Dave: Exactly, Tom! We know it won’t work in this life. We know, for example, that parents need to discipline their children. [If] you don’t discipline your children, you are training them to be disobedient. If our courts—that’s part of the problem in this country—they just slap the wrist, it’s a revolving door. We have criminals, some of them murderers, rapists, and so forth, who have just been turned loose on the streets again—well, they did a little time in prison, perhaps, but supposing there was no prison time, supposing there was no penalty—there were no penalties within the family, within the school, within society, and everybody could just do what he wanted to do, and no matter how evil you were, “everybody turns out the same in the end, we all get to go to this paradise!”
Tom, that’s not going to work—any person with a little bit of common sense knows that, okay? But then we expect that God is going to run His universe this way? No, the very sense that we have that this won’t work is put in our conscience by God; His justice is written in our hearts!
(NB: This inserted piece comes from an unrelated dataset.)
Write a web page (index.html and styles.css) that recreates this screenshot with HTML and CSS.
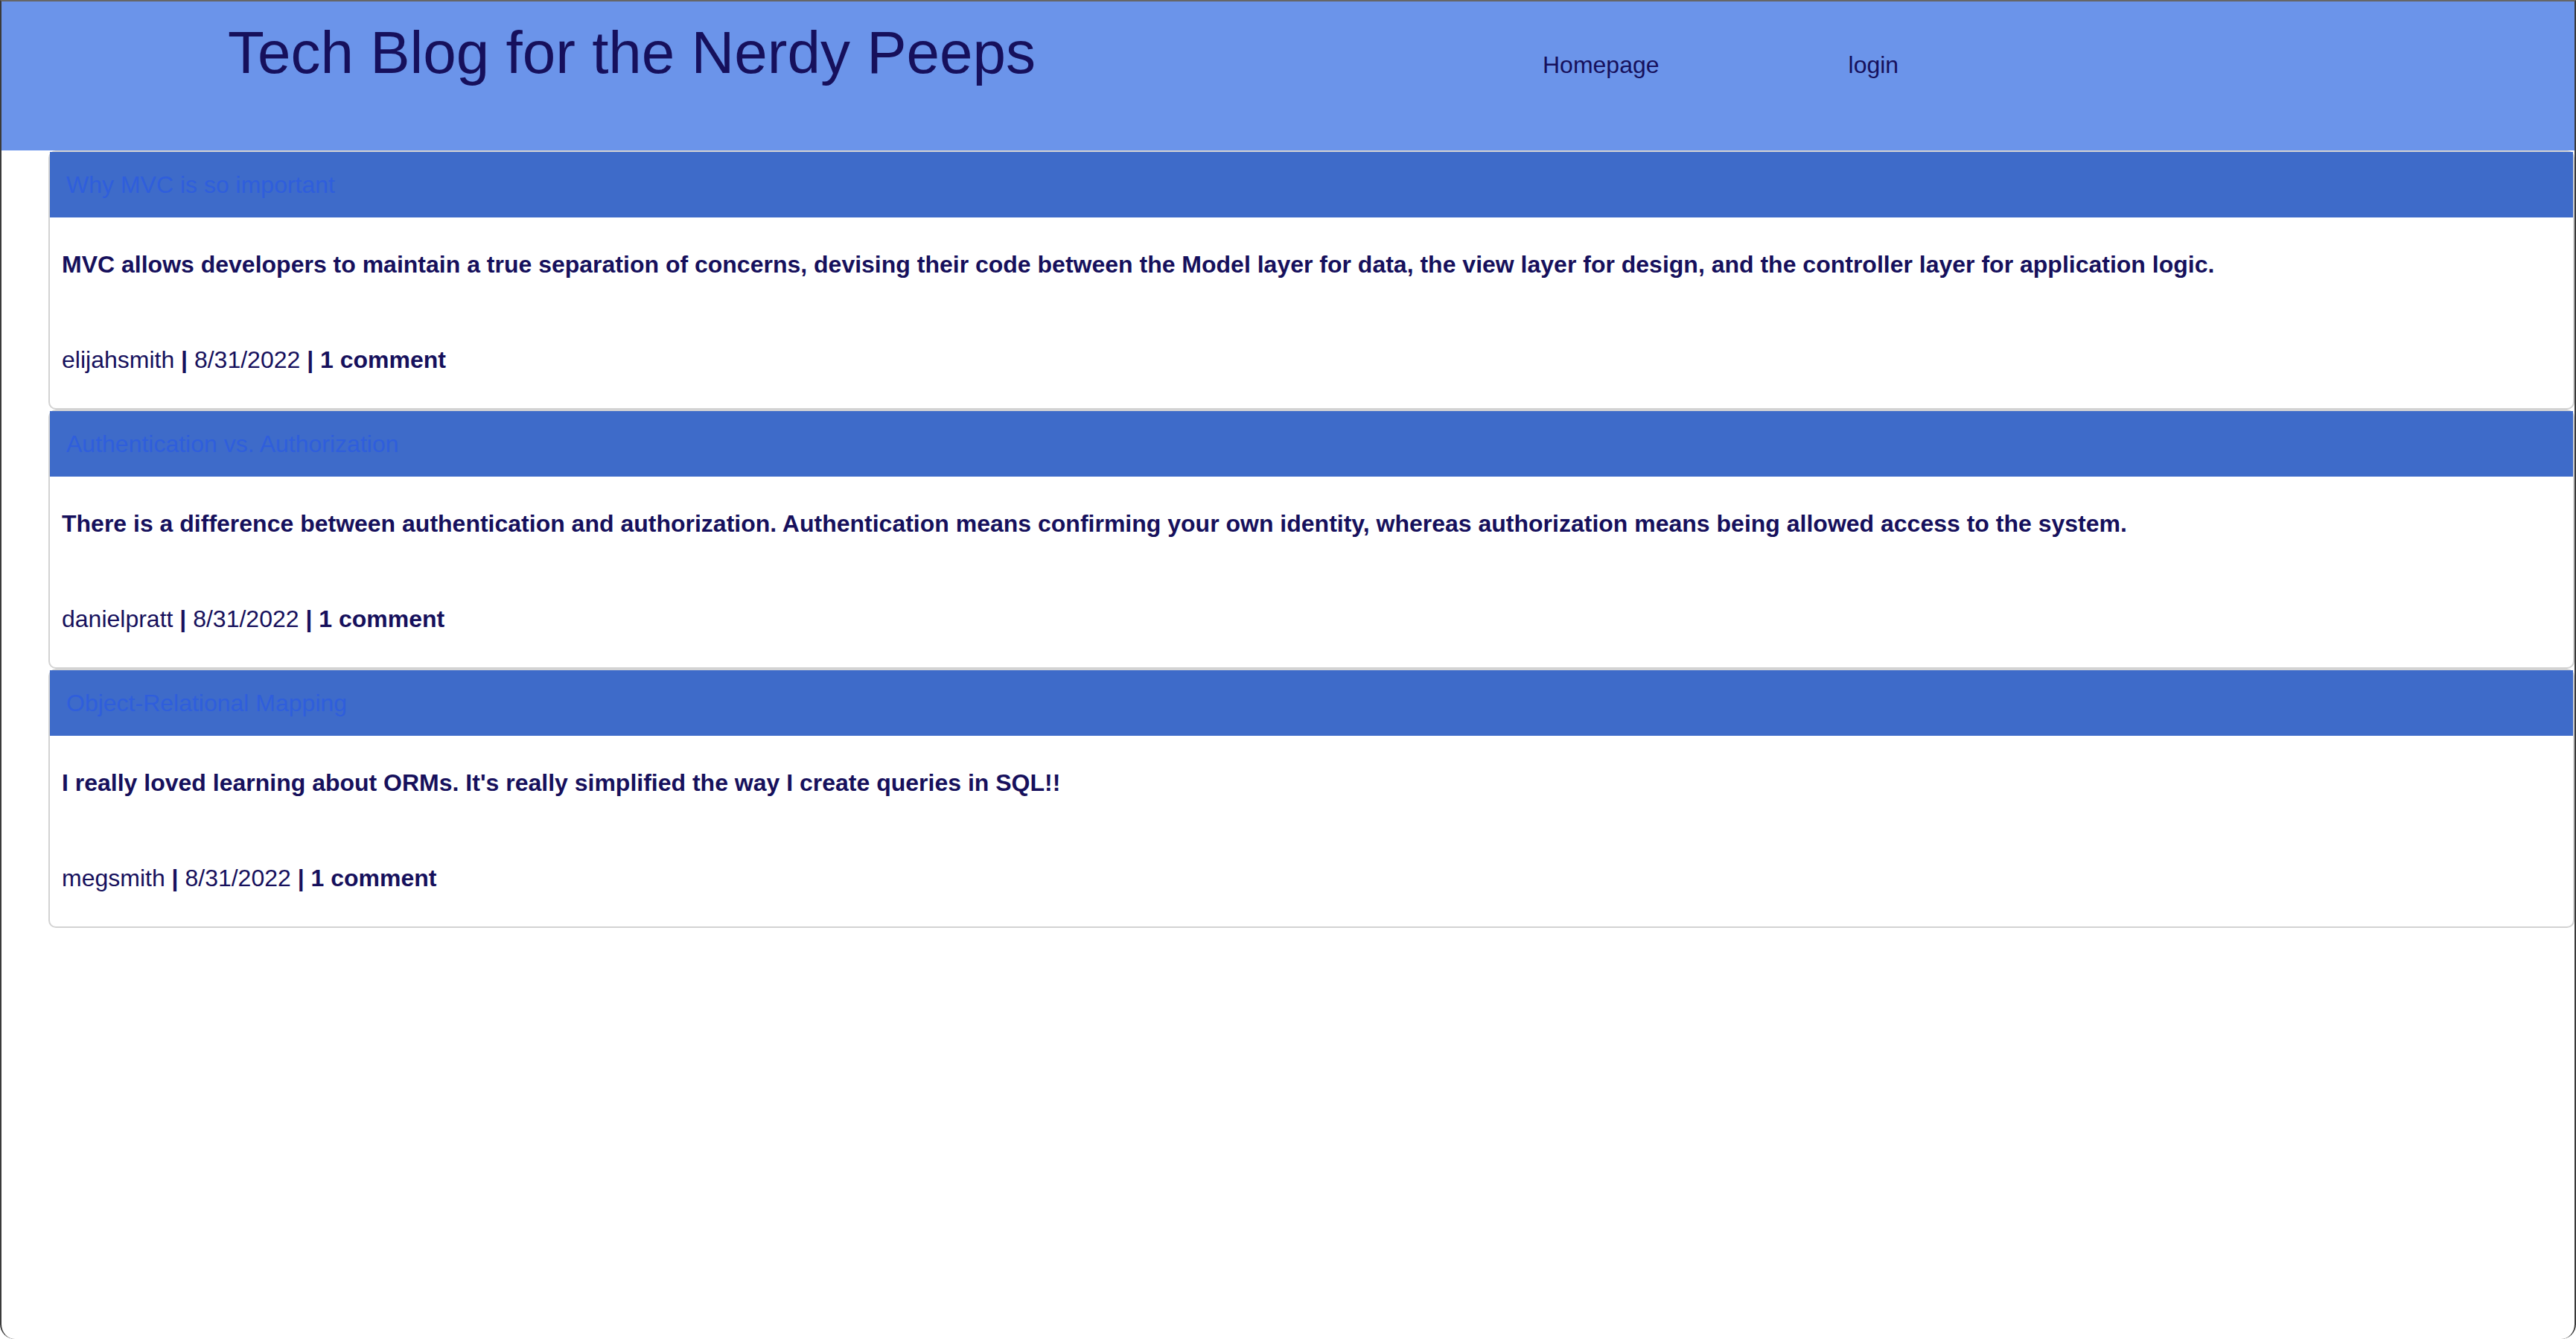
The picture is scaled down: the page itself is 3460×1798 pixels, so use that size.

So, Christ paid the penalty for our sins. There is no other hope. If you try to offer your good works, your church membership, your sacraments, your baptism, whatever it is—you are insulting God, because Christ paid the penalty and bought our salvation at infinite cost! Furthermore, you are rejecting the gift. The Bible says, “The wages of sin is death, but the gift of God is eternal life.” This is why it has to be a gift, because we cannot possibly earn it, and if you try to earn it, you are rejecting that gift. You are insulting God. Let’s accept the payment that Christ has paid, and I just hope and pray that everyone out there listening has done that or will do so.